Forbes Phillipson-Masters

Personal information
- Full name: Forbes Ernest Phillipson-Masters
- Date of birth: 14 November 1955 (age 69)
- Place of birth: Bournemouth, England
- Height: 6 ft 1 in (1.85 m)
- Position(s): Defender

Youth career
- 1972–1974: Southampton

Senior career*
- Years: Team / Apps / (Gls)
- 1974–1979: Southampton / 9 / (0)
- 1976: → Exeter City (loan) / 6 / (0)
- 1977: → AFC Bournemouth (loan) / 7 / (2)
- 1978: → Luton Town (loan) / 10 / (0)
- 1979–1982: Plymouth Argyle / 119 / (0)
- 1982–1985: Bristol City / 94 / (4)
- 1985: → Exeter City (loan) / 7 / (1)
- 1985–1986: Yeovil Town

= Forbes Phillipson-Masters =

English footballer

Forbes Ernest Phillipson-Masters (born 14 November 1955) is an English former footballer who played in the Football League as a central defender for Southampton, Exeter City, AFC Bournemouth, Luton Town, Plymouth Argyle and Bristol City.

==Playing career==
Phillipson-Masters was born in Bournemouth.
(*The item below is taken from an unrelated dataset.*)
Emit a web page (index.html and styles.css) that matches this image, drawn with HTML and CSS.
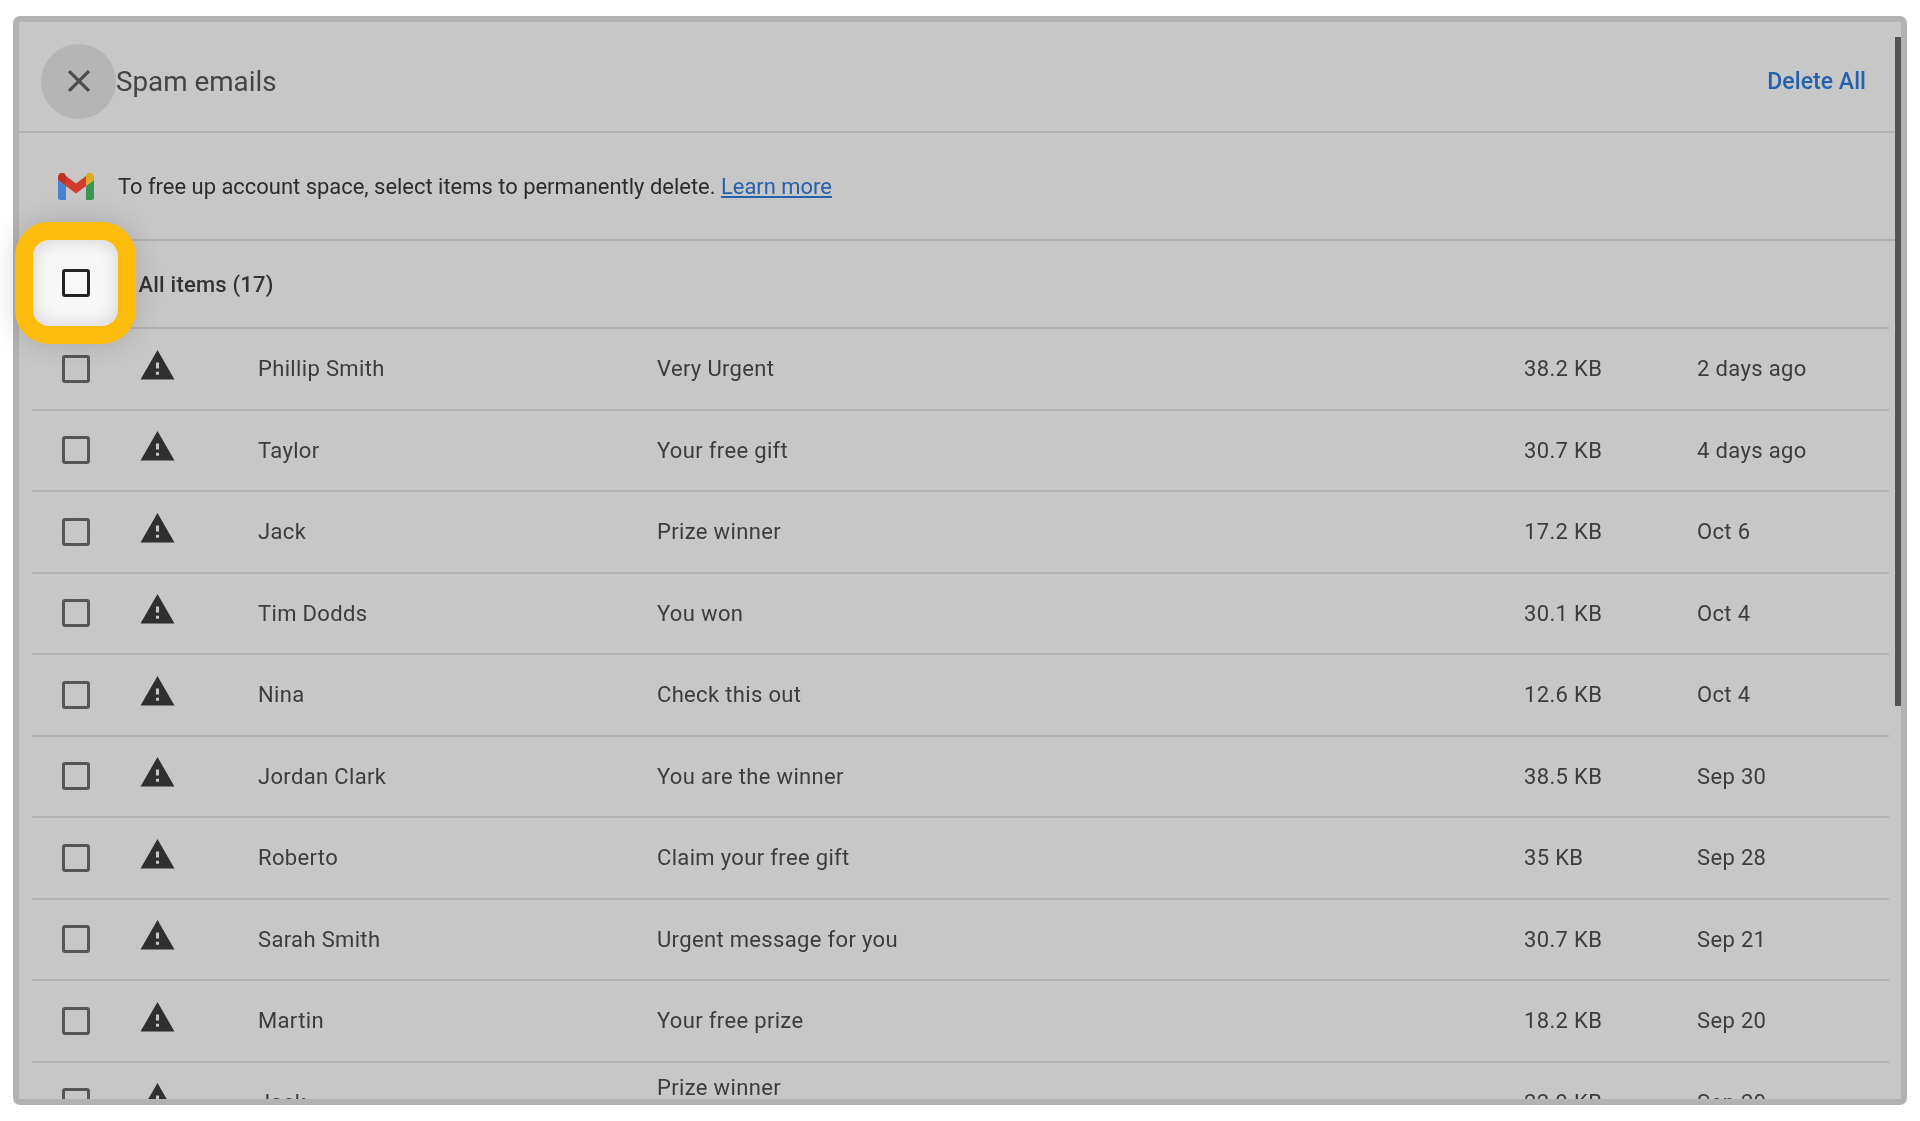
FILE: index.html
```html
<!DOCTYPE html>
<html lang="en">
<head>
<meta charset="utf-8">
<title>Spam emails</title>
<link rel="stylesheet" href="styles.css">
</head>
<body>
<svg class="defs" width="0" height="0" aria-hidden="true"><defs>
  <symbol id="warn" viewBox="0 0 24 24"><path d="M1 21h22L12 2 1 21zm12-3h-2v-2h2v2zm0-4h-2v-4h2v4z"/></symbol>
</defs></svg>
<main class="frame">
  <header class="header">
    <button class="close" aria-label="Close">
      <svg viewBox="0 0 24 24" class="close-icon"><path d="M19 6.41 17.59 5 12 10.59 6.41 5 5 6.41 10.59 12 5 17.59 6.41 19 12 13.41 17.59 19 19 17.59 13.41 12z"/></svg>
    </button>
    <h1 class="title">Spam emails</h1>
    <a class="delete-all">Delete All</a>
  </header>
  <div class="info">
    <svg class="gmail" viewBox="0 0 36 27">
      <path fill="#4a82d2" d="M2.5 27H8V13L0 7v17.5A2.5 2.5 0 0 0 2.5 27z"/>
      <path fill="#3c9554" d="M28 27h5.500a2.500 2.500 0 0 0 2.500-2.500V7l-8 6z"/>
      <path fill="#dcab22" d="M28 3v10l8-6V4c0-3.500-4-5.500-6.800-3.400z"/>
      <path fill="#d23c30" d="M8 13V3l10 7.500L28 3v10l-10 7.500z"/>
      <path fill="#c0302a" d="M0 4v3l8 6V3L6.800.6C4 -1.500 0 .5 0 4z"/>
    </svg>
    <p class="info-text">To free up account space, select items to permanently delete. <a class="learn">Learn more</a></p>
  </div>
  <div class="all-row"><span class="all-label">All items (17)</span></div>
  <div class="list">
    <div class="row"><span class="check"></span><svg class="warn"><use href="#warn"/></svg><span>Phillip Smith</span><span>Very Urgent</span><span>38.2 KB</span><span>2 days ago</span></div>
    <div class="row"><span class="check"></span><svg class="warn"><use href="#warn"/></svg><span>Taylor</span><span>Your free gift</span><span>30.7 KB</span><span>4 days ago</span></div>
    <div class="row"><span class="check"></span><svg class="warn"><use href="#warn"/></svg><span>Jack</span><span>Prize winner</span><span>17.2 KB</span><span>Oct 6</span></div>
    <div class="row"><span class="check"></span><svg class="warn"><use href="#warn"/></svg><span>Tim Dodds</span><span>You won</span><span>30.1 KB</span><span>Oct 4</span></div>
    <div class="row"><span class="check"></span><svg class="warn"><use href="#warn"/></svg><span>Nina</span><span>Check this out</span><span>12.6 KB</span><span>Oct 4</span></div>
    <div class="row"><span class="check"></span><svg class="warn"><use href="#warn"/></svg><span>Jordan Clark</span><span>You are the winner</span><span>38.5 KB</span><span>Sep 30</span></div>
    <div class="row"><span class="check"></span><svg class="warn"><use href="#warn"/></svg><span>Roberto</span><span>Claim your free gift</span><span>35 KB</span><span>Sep 28</span></div>
    <div class="row"><span class="check"></span><svg class="warn"><use href="#warn"/></svg><span>Sarah Smith</span><span>Urgent message for you</span><span>30.7 KB</span><span>Sep 21</span></div>
    <div class="row"><span class="check"></span><svg class="warn"><use href="#warn"/></svg><span>Martin</span><span>Your free prize</span><span>18.2 KB</span><span>Sep 20</span></div>
    <div class="row"><span class="check"></span><svg class="warn"><use href="#warn"/></svg><span>Jack</span><span class="raised">Prize winner</span><span>22.9 KB</span><span>Sep 20</span></div>
  </div>
  <div class="scrollbar"></div>
  <div class="spot"><span class="check check-on"></span></div>
</main>
</body>
</html>
```
FILE: styles.css
```css
* { box-sizing: border-box; }
html, body { margin: 0; height: 1121px; background: #fff; overflow: hidden; }
body { padding: 16px 13px 16px 13px; font-family: Roboto, "Noto Sans", sans-serif; color: #3c3c3c; }
.defs { position: absolute; }
.frame {
  position: relative;
  display: flex;
  flex-direction: column;
  width: 1894px;
  height: 1089px;
  border: 6px solid #b1b2b1;
  border-radius: 7px;
  background: #c7c7c7;
  filter: blur(.45px);
}
.header {
  display: flex;
  align-items: center;
  height: 111px;
  flex: none;
  padding: 9px 35px 0 22px;
  border-bottom: 2px solid #b2b2b2;
}
.close {
  display: flex;
  align-items: center;
  justify-content: center;
  width: 75px;
  height: 75px;
  flex: none;
  padding: 0;
  border: 0;
  border-radius: 50%;
  background: #b5b5b5;
}
.close-icon { width: 38px; height: 38px; fill: #4d4d4d; }
.title { margin: 0; font-size: 27.8px; font-weight: 400; color: #444; }
.delete-all { margin-left: auto; font-size: 23px; font-weight: 500; letter-spacing: .05px; color: #2561ac; }
.info {
  display: flex;
  align-items: center;
  height: 108px;
  flex: none;
  padding-left: 39px;
  border-bottom: 2px solid #b2b2b2;
}
.gmail { width: 36px; height: 27px; flex: none; }
.info-text { margin: 0 0 0 24px; font-size: 21.95px; color: #2c2c2c; }
.learn { color: #2561ac; text-decoration: underline; }
.all-row {
  display: flex;
  align-items: center;
  height: 88px;
  flex: none;
  margin: 0 12px 0 13px;
  padding-left: 106.500px;
  border-bottom: 2px solid #b2b2b2;
}
.all-label { font-size: 22px; font-weight: 500; letter-spacing: .2px; color: #333; }
.list { flex: 1; min-height: 0; overflow: hidden; margin: 0 12px 0 13px; }
.row {
  display: grid;
  grid-template-columns: 76.5px 119.5px 399px 867px 173px 1fr;
  align-items: center;
  height: 81.5px;
  padding-left: 30px;
  border-bottom: 2px solid #b2b2b2;
  font-size: 22px;
  letter-spacing: .34px;
}
.check {
  display: block;
  width: 28px;
  height: 28px;
  border: 3px solid #565656;
  border-radius: 3px;
}
.warn { width: 37px; height: 37px; margin-bottom: 7px; fill: #2f2f2f; }
.raised { align-self: start; margin-top: 12px; }
.scrollbar {
  position: absolute;
  top: 15px;
  right: 0;
  width: 6px;
  height: 669px;
  background: #535453;
}
.spot {
  position: absolute;
  left: -4px;
  top: 200px;
  display: flex;
  align-items: center;
  justify-content: center;
  width: 121px;
  height: 122px;
  border: 18px solid #fdbc0b;
  border-radius: 34px;
  background: #f6f7f6;
  box-shadow: 0 0 28px rgba(0,0,0,.16), inset 0 0 18px rgba(0,0,0,.16);
}
.check-on { border-color: #232323; background: #f7f8f7; }
```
He originally signed with Southampton as an apprentice goalkeeper in August 1972, but was given a free transfer two years later by Lawrie McMenemy. John McGrath, then Saints' youth team coach, persuaded the player to try his luck in the centre-half position. The conversion was successful, and, after playing nine times for the Saints first team, and spending spells on loan to Exeter City, AFC Bournemouth and Luton Town, Phillipson-Masters was sold to Plymouth Argyle for £50,000 in 1979, where he was to make over a hundred league appearances. He went on to Bristol City, where he made nearly another hundred, before winding up his career with a season with Yeovil Town.

==Later career==
In 1987, he moved into non-League football management in the Dorset area, and now has his own building company in Verwood, Dorset.

==Personal life==
Ollie Phillipson-Masters, son of Forbes, has played for Bournemouth "Poppies" F.C. of the Wessex League since August 2009.